The other option is that most printers now will let you tile a picture to print in pieces that you can then tape/glue together. (the printer automaticly does a little overlap so you can line the sections up)

Hope this helps some and I'll give you more once we know what software you are using.

JD


----------



## catsclaw227 (Jan 31, 2007)

Image resoluton of the maps might be an issue.  Maybe the ENP guys can tell us what resolution the grid maps are in, and if possible, maybe they can provide 150dpi images at 1" scale.


----------



## JDragon (Jan 31, 2007)

I pulled the ones from the PDF of maps into photoshop and the image size did not seem to be a problem.  But I haven't actually printed anything yet.

JD


----------



## Marius Delphus (Jan 31, 2007)

The images in the adventure PDF are limited to 200 dpi in order to keep file size down. (Yeah, I know; but it could have been way larger.) That's not to say that all the images are definitely 200 dpi -- one or two of them may be slightly less -- but 200 is the upper limit.

The gridded maps in the maps PDF are 300 dpi, except the tower map is 310 dpi.

To get a 1" grid out of the pub maps from the maps PDF, I calculate you'd need to be printing at about 325% magnification, which would reduce it to about 92 dpi. To do the same for the tower map you'd need about 570% magnification, which would reduce it to about 55 dpi. For the farmhouse map you'd need about 555% magnification, which would reduce it to about 54 dpi.
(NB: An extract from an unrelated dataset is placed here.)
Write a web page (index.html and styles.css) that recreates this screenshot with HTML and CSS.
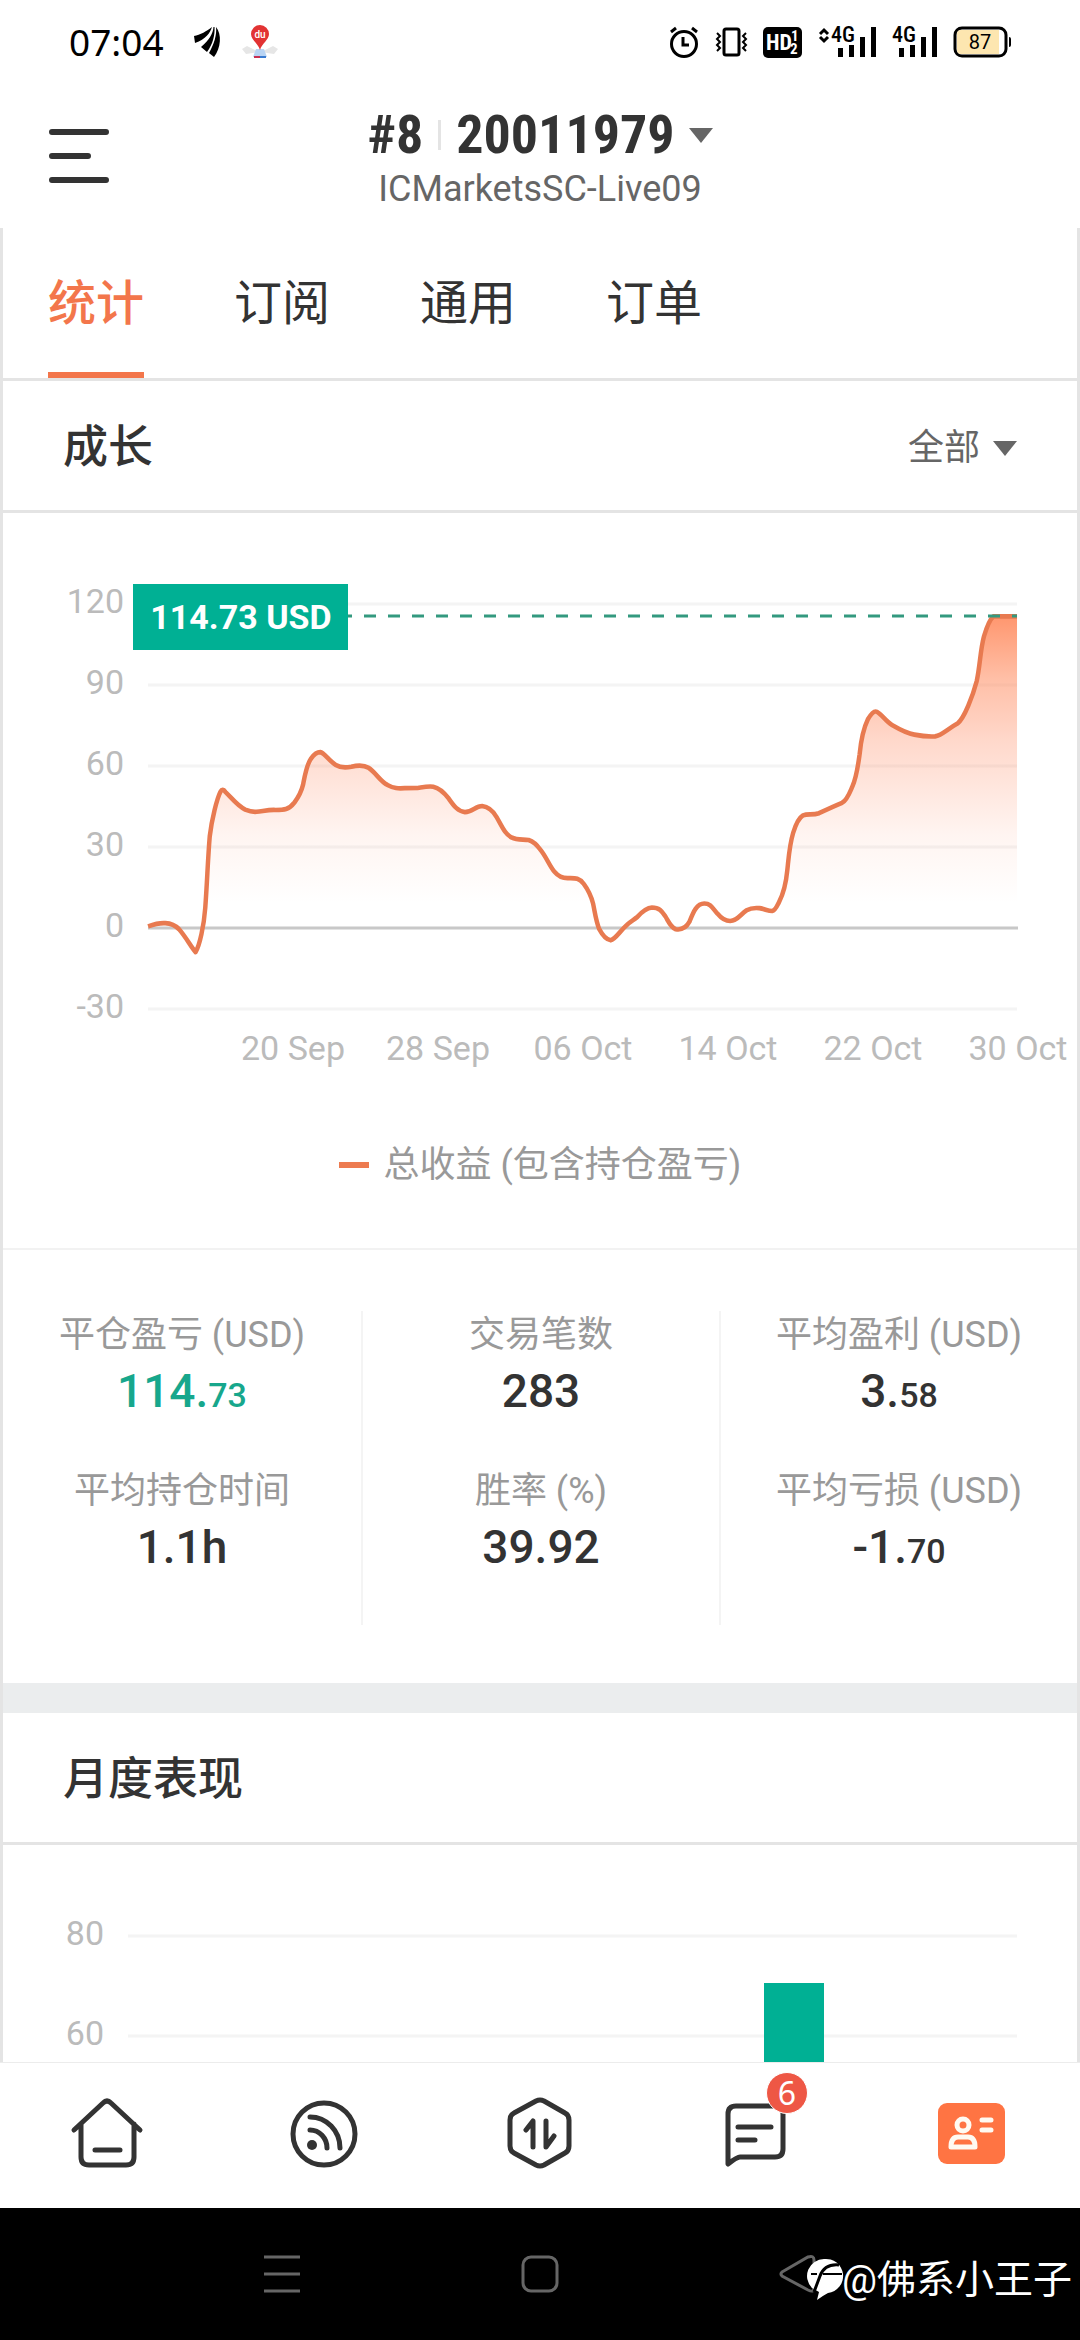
FILE: index.html
```html
<!DOCTYPE html>
<html lang="zh-CN">
<head>
<meta charset="utf-8">
<meta name="viewport" content="width=device-width, initial-scale=1">
<title>账户统计</title>
<link rel="stylesheet" href="styles.css">
</head>
<body>
<div class="status">
  <span class="clock">07:04</span>
  <svg class="status-app" width="28" height="32" viewBox="0 0 28 32" aria-hidden="true">
    <path d="M0 10C6 9 13 5 18 1C16 7 12 13 1 17Z"/>
    <path d="M19.500 1C19 8 15 14 7 21L13 26C19 18 21 9 20.500 1Z"/>
    <path d="M22 1C23 9 20 18 15 27L20 31C27 22 28 8 22 1Z"/>
  </svg>
  <svg class="status-map" width="36" height="34" viewBox="0 0 36 34" aria-hidden="true">
    <path d="M0 24L5 21L17 27L4 29ZM36 24L31 21L19 27L32 29Z" fill="#e6e6e6"/>
    <path d="M14 24H22L25 32H11Z" fill="#b9d4f3"/>
    <path d="M12 31H18V33H12Z" fill="#c72f52"/><path d="M18 31H24V33H18Z" fill="#3a7bd0"/>
    <path d="M18 25C16 18 9 15 9 9A9 9 0 0 1 27 9C27 15 20 18 18 25Z" fill="#e23333"/>
    <text x="18" y="13" text-anchor="middle" font-size="10" font-weight="500" fill="#fff">du</text>
  </svg>
  <div class="status-right">
    <svg width="30" height="32" viewBox="0 0 30 32" fill="none" stroke="#000" stroke-width="3" aria-hidden="true">
      <circle cx="15" cy="18" r="12.500"/><path d="M14 11V19H20M2 6L7 2M28 6L23 2"/>
    </svg>
    <svg width="32" height="32" viewBox="0 0 32 32" fill="none" stroke="#000" stroke-width="3" aria-hidden="true">
      <rect x="9" y="3" width="15" height="26" rx="2"/><path d="M2 7L5 10L2 13L5 16L2 19L5 22L2 25M31 7L28 10L31 13L28 16L31 19L28 22L31 25" stroke-width="2"/>
    </svg>
    <svg class="narrow" width="40" height="32" viewBox="0 0 40 32" aria-hidden="true">
      <rect y="1" width="39" height="31" rx="5"/>
      <g fill="#fff" font-weight="700"><text x="3" y="24" font-size="22">HD</text><text x="28" y="15" font-size="15">1</text><text x="27" y="28" font-size="15">2</text></g>
    </svg>
    <svg class="narrow" width="57" height="32" viewBox="0 0 57 32" aria-hidden="true">
      <path d="M1 8L5 4L9 8M1 11L5 15L9 11" fill="none" stroke="#000" stroke-width="3"/>
      <text x="12" y="16" font-size="22" font-weight="500">4G</text>
      <path d="M19 22h5v9h-5zM30 19h5v12h-5zM41 11h5v20h-5zM52 1h5v30h-5z"/>
    </svg>
    <svg class="narrow" width="45" height="32" viewBox="0 0 45 32" aria-hidden="true">
      <text x="0" y="16" font-size="22" font-weight="500">4G</text>
      <path d="M7 22h5v9h-5zM18 19h5v12h-5zM29 11h5v20h-5zM40 1h5v30h-5z"/>
    </svg>
    <svg width="58" height="32" viewBox="0 0 58 32" aria-hidden="true">
      <rect x="2" y="2" width="51" height="28" rx="7" fill="#fff" stroke="#000" stroke-width="3"/>
      <path d="M8 4H46V28H8Q4 28 4 24V8Q4 4 8 4Z" fill="#fde6b0"/><path d="M56 11Q58 11 58 13V19Q58 21 56 21Z"/>
      <text x="27" y="23" text-anchor="middle" font-size="20">87</text>
    </svg>
  </div>
</div>

<header class="topbar">
  <button class="menu" aria-label="菜单">
    <svg width="62" height="54" viewBox="0 0 62 54" stroke="#333" stroke-width="6" stroke-linecap="round"><path d="M4 3H58M4 27H40M4 51H58"/></svg>
  </button>
  <button class="account">
    <span class="account-line"><span>#8</span><i class="account-rule"></i><span>20011979</span><svg class="caret" width="24" height="15" viewBox="0 0 24 15"><path d="M0 0H24L12 15Z"/></svg></span>
    <span class="server">ICMarketsSC-Live09</span>
  </button>
</header>

<main class="content">
  <nav class="tabs" aria-label="账户">
    <a class="tab tab-active" href="#stats">统计</a>
    <a class="tab" href="#subscribe">订阅</a>
    <a class="tab" href="#general">通用</a>
    <a class="tab" href="#orders">订单</a>
  </nav>

  <section id="stats">
    <div class="section-head">
      <h2>成长</h2>
      <div class="range">
        <select aria-label="时间范围"><option>全部</option></select>
        <svg class="caret" width="24" height="15" viewBox="0 0 24 15"><path d="M0 0H24L12 15Z"/></svg>
      </div>
    </div>

    <svg class="chart" viewBox="3 513 1074 600" role="img" aria-label="总收益曲线">
      <defs>
        <linearGradient id="area" gradientUnits="userSpaceOnUse" x1="0" y1="214" x2="0" y2="1087">
          <stop offset="0" stop-color="#ff9167" stop-opacity=".95"/>
          <stop offset=".2" stop-color="#ff9167" stop-opacity=".58"/>
          <stop offset=".4" stop-color="#ff8a62" stop-opacity=".33"/>
          <stop offset=".7" stop-color="#ff8a62" stop-opacity=".09"/>
          <stop offset=".92" stop-color="#ff8a62" stop-opacity="0"/>
        </linearGradient>
      </defs>
      <path class="grid" d="M148 604H1017M148 685H1017M148 766H1017M148 847H1017M148 1009H1017"/>
      <g transform="translate(0 540) scale(.3444 .3571)">
        <path fill="url(#area)" d="M596 1087C602 950 603 900 609 830C615 780 630 725 640 705Q646 694 655 706C675 725 690 745 712 755C725 760 735 762 745 761C765 759 780 755 800 756C825 756 838 756 855 735C865 722 875 705 880 685C885 660 890 630 903 612C912 600 920 594 930 594C942 596 955 618 975 630C990 639 1005 638 1020 635C1040 630 1055 629 1070 638C1090 650 1105 677 1125 686C1145 696 1155 696 1175 695L1215 694C1235 691 1245 689 1258 691C1278 695 1290 708 1303 724C1318 745 1330 760 1350 762C1372 762 1380 745 1400 745C1418 747 1430 756 1442 776C1458 803 1465 822 1485 833C1502 841 1515 838 1535 840C1550 845 1560 855 1568 866C1585 885 1597 915 1610 929C1622 943 1632 947 1648 947C1670 947 1680 945 1695 963C1708 980 1716 995 1722 1018C1728 1045 1730 1065 1740 1087H2262V1014C2275 990 2282 965 2286 925C2290 890 2292 855 2303 820C2310 798 2320 778 2332 771C2345 766 2360 771 2378 765C2400 755 2425 744 2445 736C2460 728 2467 708 2475 690C2487 665 2491 635 2496 600C2500 560 2506 530 2520 502C2532 482 2540 478 2546 481C2560 488 2572 508 2590 518C2615 532 2635 542 2655 545C2675 549 2695 551 2715 550C2735 547 2750 530 2780 514C2800 500 2825 435 2836 395C2846 350 2846 310 2857 270C2866 240 2875 222 2884 214H2953V1087Z"/>
      </g>
      <path class="zero" d="M148 928H1018"/>
      <g transform="translate(0 540) scale(.3444 .3571)">
        <path class="line" d="M430 1082C450 1075 465 1072 480 1073C500 1074 512 1082 520 1090C540 1112 555 1140 568 1154C580 1135 592 1080 596 1030C602 950 603 900 609 830C615 780 630 725 640 705Q646 694 655 706C675 725 690 745 712 755C725 760 735 762 745 761C765 759 780 755 800 756C825 756 838 756 855 735C865 722 875 705 880 685C885 660 890 630 903 612C912 600 920 594 930 594C942 596 955 618 975 630C990 639 1005 638 1020 635C1040 630 1055 629 1070 638C1090 650 1105 677 1125 686C1145 696 1155 696 1175 695L1215 694C1235 691 1245 689 1258 691C1278 695 1290 708 1303 724C1318 745 1330 760 1350 762C1372 762 1380 745 1400 745C1418 747 1430 756 1442 776C1458 803 1465 822 1485 833C1502 841 1515 838 1535 840C1550 845 1560 855 1568 866C1585 885 1597 915 1610 929C1622 943 1632 947 1648 947C1670 947 1680 945 1695 963C1708 980 1716 995 1722 1018C1728 1045 1730 1065 1740 1090C1750 1108 1762 1120 1773 1121C1787 1118 1800 1095 1820 1078C1830 1069 1840 1064 1850 1056C1862 1043 1875 1030 1893 1029C1915 1029 1922 1040 1932 1054C1942 1070 1948 1085 1962 1090C1980 1093 1992 1087 2002 1069C2012 1045 2022 1018 2045 1018C2065 1018 2070 1033 2083 1046C2095 1060 2105 1067 2120 1067C2142 1066 2150 1048 2168 1037C2182 1029 2192 1030 2205 1031C2220 1033 2230 1039 2242 1039C2252 1037 2256 1025 2262 1014C2275 990 2282 965 2286 925C2290 890 2292 855 2303 820C2310 798 2320 778 2332 771C2345 766 2360 771 2378 765C2400 755 2425 744 2445 736C2460 728 2467 708 2475 690C2487 665 2491 635 2496 600C2500 560 2506 530 2520 502C2532 482 2540 478 2546 481C2560 488 2572 508 2590 518C2615 532 2635 542 2655 545C2675 549 2695 551 2715 550C2735 547 2750 530 2780 514C2800 500 2825 435 2836 395C2846 350 2846 310 2857 270C2866 240 2875 222 2884 214H2953"/>
      </g>
      <path class="level" d="M148 616H1017"/>
      <g class="axis axis-y"><text x="124" y="613">120</text><text x="124" y="694">90</text><text x="124" y="775">60</text><text x="124" y="856">30</text><text x="124" y="937">0</text><text x="124" y="1018">-30</text></g>
      <g class="axis axis-x"><text x="293" y="1060">20 Sep</text><text x="438" y="1060">28 Sep</text><text x="583" y="1060">06 Oct</text><text x="728" y="1060">14 Oct</text><text x="873" y="1060">22 Oct</text><text x="1018" y="1060">30 Oct</text></g>
      <rect x="133" y="584" width="215" height="66" fill="#00b094"/>
      <text class="tag" x="241" y="629">114.73 USD</text>
    </svg>
    <p class="legend"><i class="legend-mark"></i>总收益 (包含持仓盈亏)</p>

    <div class="stats">
      <dl class="stat-col">
        <div><dt>平仓盈亏 (USD)</dt><dd class="gain">114.<small>73</small></dd></div>
        <div><dt>平均持仓时间</dt><dd>1.1h</dd></div>
      </dl>
      <dl class="stat-col">
        <div><dt>交易笔数</dt><dd>283</dd></div>
        <div><dt>胜率 (%)</dt><dd>39.92</dd></div>
      </dl>
      <dl class="stat-col">
        <div><dt>平均盈利 (USD)</dt><dd>3.<small>58</small></dd></div>
        <div><dt>平均亏损 (USD)</dt><dd>-1.<small>70</small></dd></div>
      </dl>
    </div>
  </section>

  <section class="monthly">
    <div class="section-head"><h2>月度表现</h2></div>
    <svg class="chart" viewBox="3 1845 1074 218" role="img" aria-label="月度表现柱状图">
      <path class="grid" d="M128 1936H1017M128 2036H1017"/>
      <g class="axis axis-y"><text x="104" y="1945">80</text><text x="104" y="2045">60</text></g>
      <rect x="764" y="1983" width="60" height="80" fill="#00b094"/>
    </svg>
  </section>
</main>

<nav class="bottom" aria-label="主导航">
  <a href="#home" aria-label="首页"><svg class="icon" width="76" height="76" viewBox="0 0 76 76"><path d="M4 34L33 7Q37 3 41 7L70 34M11 28V61Q11 69 19 69H56Q64 69 64 61V28M25 54H50"/></svg></a>
  <a href="#signals" aria-label="信号"><svg class="icon" width="76" height="76" viewBox="0 0 76 76"><circle cx="38" cy="38" r="31"/><path d="M24 21A30 31 0 0 1 54 52M24 34A17 18 0 0 1 41 52"/><circle cx="26" cy="49" r="5" class="solid"/></svg></a>
  <a href="#trade" aria-label="交易"><svg class="icon" width="76" height="76" viewBox="0 0 76 76"><path d="M34 5Q38 3 42 5L63 17Q67 19 67 24V50Q67 55 63 57L42 69Q38 71 34 69L12 57Q8 55 8 50V24Q8 19 12 17ZM24 34L31 25V51M44 25V51L52 40"/></svg></a>
  <a href="#messages" aria-label="消息，6 条未读"><svg class="icon" width="76" height="76" viewBox="0 0 76 76"><path d="M10 68V18Q10 10 18 10H57Q65 10 65 18V53Q65 61 57 61H22Q19 61 10 68ZM20 31H53M20 44H37"/></svg><span class="badge">6</span></a>
  <a href="#profile" aria-label="账户"><svg width="76" height="76" viewBox="0 0 76 76" fill="none" stroke="#fffaf2" stroke-width="5" stroke-linecap="round" stroke-linejoin="round"><rect x="4" y="7" width="67" height="61" rx="9" fill="#ff7443" stroke="none"/><ellipse cx="29" cy="29" rx="6" ry="6"/><path d="M17 51Q17 41 24 41H34Q41 41 41 51ZM48 24H57M48 34H57"/></svg></a>
</nav>

<div class="system">
  <button aria-label="最近任务"><svg width="40" height="40" viewBox="0 0 40 40"><path d="M2 3H38M2 20H38M2 37H38"/></svg></button>
  <button aria-label="主屏幕"><svg width="40" height="40" viewBox="0 0 40 40"><rect x="3" y="3" width="34" height="34" rx="8"/></svg></button>
  <button aria-label="返回"><svg width="40" height="40" viewBox="0 0 40 40"><path d="M4 18L30 3Q36 1 36 6V34Q36 39 30 36L4 22Q2 20 4 18Z"/></svg></button>
  <div class="watermark">
    <svg width="36" height="44" viewBox="0 0 36 44" aria-hidden="true"><path d="M18 1A17 17 0 0 1 22 35Q18 37 11 42L13 34L6 30A17 17 0 0 1 18 1Z" fill="#fff"/><path d="M33 7C23 6 17 10 14 18L8 34" fill="none" stroke="#000" stroke-width="3"/><path d="M5 16H11M17 16H36" stroke="#000" stroke-width="2"/></svg>
    <span>@佛系小王子</span>
  </div>
</div>
</body>
</html>
```
FILE: styles.css
```css
* { box-sizing: border-box; }
body {
  margin: 0;
  height: 100vh;
  display: flex;
  flex-direction: column;
  background: #fff;
  color: #333;
  font-family: Roboto, "Noto Sans CJK SC", sans-serif;
}
button, select {
  padding: 0;
  border: 0;
  background: none;
  color: inherit;
  font: inherit;
  appearance: none;
}
a { color: inherit; text-decoration: none; }
h2, p, dl, dd { margin: 0; }
svg { display: block; flex: none; overflow: visible; }

.status {
  display: flex;
  align-items: center;
  padding: 12px 69px 16px;
  height: 88px;
  flex: none;
  color: #000;
}
.clock { font-family: "Noto Sans", sans-serif; font-size: 37px; line-height: 56px; }
.status-app { margin-left: 30px; }
.status-map { margin-left: 20px; }
.status-right { display: flex; gap: 16px; margin-left: auto; }
.narrow { font-family: "Roboto Condensed", Roboto, sans-serif; }

.topbar {
  display: grid;
  grid-template-columns: 1fr auto 1fr;
  padding: 10px 48px 14px;
  height: 140px;
  flex: none;
  align-items: center;
}
.menu { justify-self: start; }
.account { display: flex; flex-direction: column; align-items: center; padding-top: 6px; }
.account-line {
  display: flex;
  align-items: center;
  font-family: "Roboto Condensed", Roboto, sans-serif;
  font-size: 54px;
  font-weight: 700;
  line-height: 60px;
}
.account-rule { width: 3px; height: 30px; margin: 0 15px; background: #e4e4e4; }
.account-line .caret { margin-left: 14px; }
.caret { fill: #666; }
.server { color: #666; font-size: 36px; line-height: 48px; }

.content {
  flex: 1;
  min-height: 0;
  overflow: hidden;
  border: solid #e4e4e4;
  border-width: 0 3px;
}
.tabs { display: flex; gap: 90px; padding: 0 45px; border-bottom: 3px solid #e4e4e4; }
.tab { padding: 40px 0 32px; border-bottom: 6px solid transparent; font-size: 48px; line-height: 72px; }
.tab-active { border-color: #f3764b; color: #f3764b; font-weight: 500; }

.section-head {
  display: flex;
  align-items: center;
  justify-content: space-between;
  padding: 35px 60px 30px;
  border-bottom: 3px solid #e4e4e4;
}
h2 { font-size: 45px; font-weight: 500; line-height: 64px; }
.range { display: flex; align-items: center; gap: 12px; color: #666; font-size: 36px; line-height: 48px; }

.chart { width: 100%; height: auto; }
.grid { stroke: #f4f4f4; stroke-width: 3; }
.zero { stroke: #c8c8c8; stroke-width: 3; }
.line { fill: none; stroke: #e87a50; stroke-width: 13; stroke-linejoin: round; }
.level { stroke: #33997f; stroke-width: 3; stroke-dasharray: 12 12; }
.axis { fill: #bbb; font-size: 34px; }
.axis-y { text-anchor: end; }
.axis-x { text-anchor: middle; }
.tag { fill: #fff; font-size: 34px; font-weight: 700; text-anchor: middle; }

.legend {
  display: flex;
  align-items: center;
  justify-content: center;
  gap: 15px;
  padding: 28px 0 59px;
  border-bottom: 2px solid #f2f2f2;
  color: #999;
  font-size: 36px;
  line-height: 48px;
}
.legend-mark { width: 30px; height: 6px; background: #ed7b50; }

.stats { display: grid; grid-template-columns: repeat(3, 1fr); padding: 61px 0 58px; }
.stat-col { display: grid; gap: 44px; padding-bottom: 46px; text-align: center; }
.stat-col + .stat-col { border-left: 2px solid #f4f4f4; }
dt { color: #999; font-size: 36px; line-height: 48px; }
dd { font-size: 46px; font-weight: 500; line-height: 64px; }
dd small { font-size: 34px; line-height: 1; }
.gain { color: #17a78c; }

.monthly { border-top: 30px solid #ebedee; }

.bottom { display: grid; grid-template-columns: repeat(5, 1fr); border-top: 1px solid #ececec; padding: 33px 0 36px; flex: none; }
.bottom a { position: relative; display: flex; justify-content: center; }
.icon { fill: none; stroke: #333; stroke-width: 5; stroke-linecap: round; stroke-linejoin: round; }
.icon .solid { fill: #333; stroke: none; }
.badge {
  position: absolute;
  top: -24px;
  left: calc(50% + 10px);
  width: 42px;
  height: 42px;
  border: 1px solid #fff;
  border-radius: 50%;
  background: #ee5745;
  color: #fff;
  font: 32px/40px "Noto Sans", sans-serif;
  text-align: center;
}

.system {
  position: relative;
  display: flex;
  justify-content: center;
  gap: 218px;
  padding: 46px 0;
  flex: none;
  background: #000;
}
.system button svg { fill: none; stroke: #666; stroke-width: 3; }
.watermark {
  position: absolute;
  right: 8px;
  bottom: 30px;
  display: flex;
  align-items: center;
  color: #fff;
  font-size: 39px;
  line-height: 60px;
}
```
Now if it were me, and I was making battle maps out of these images, I wouldn't care.

The graphics files required to provide 1" grids at 150 dpi are kind of large. Consider the farmhouse map; it'd end up roughly 45.5" across and 28.5" tall, for pixel dimensions of 6825 by 4275 (it's actually 4266 because the "right size" map is not quite 28.5" tall, but what's 9 pixels between friends). I *could* go into Photoshop and make individual JPEG maps of the proper size, but they'd end up between 3 and 4 MB a pop. Even if that doesn't sound like much, it turns out a lot of systems find a 29-megapixel image a little hard to handle.

But if that's something Ryan or Russ want me to do, I'm sure they'll contact me about it.


----------



## Lex Talionis (Jan 31, 2007)

I have Paint Shop Pro 7 and a couple of guys in my group that claim to know what they are doing when it comes to working with graphics files, so I will probably get their assistance with this.

Thanks for the quick responses guys, this campaign looks like it will be stellar and although I probably won't be running it until I have all 12 modules in my grasp, I want to start work on gathering all of the props, minis and other things tha twill add tothe overall experience

cheers!

Darren Bezzant
Calgary Alberta, Canada


----------



## Morrus (Jan 31, 2007)

Marius Delphus said:
			
		

> But if that's something Ryan or Russ want me to do, I'm sure they'll contact me about it.




Can they be broken down into a number of pages designed to be laid alongside each other?  That might be the way to do it.


----------



## JDragon (Feb 1, 2007)

Ok, here is the posting I had made.

Its a jpeg, at 100dpi.

Let me know if you find any issues with it.

[img=http://img479.imageshack.us/img479/6500/pubclosedpostingjd8.th.jpg]


----------



## Morrus (Feb 1, 2007)

I hope you don't mind, JDragon, but I just threw that up on the ENW server, simply because it allows hotlinking and the image can be displayed in the thread.  Let me know if that's a problem, and I'll take it down.


----------



## JDragon (Feb 1, 2007)

Works for me.   

Just didn't want to cause problems with hosting so Image Shack made it easy.

Hope its useful for people.

In the process of removing tags from some of the other maps so I can use them with my new projector set up.

JD


----------



## Lex Talionis (Feb 1, 2007)

*DDM Recommendations?*

So, we now have the 1" maps, now all we ned are minis!  

Anyone put any thought into which WOTC minis you will be using for the various NPC's?

the only reason I choose the WOTC minis is because I barely have enough time to play, much less paint, so I am taking the path of least resistance 

cheers


----------



## JDragon (Feb 2, 2007)

Haven't thouight that far ahead yet, but will be happy to post a list of what I end up using.

JD


----------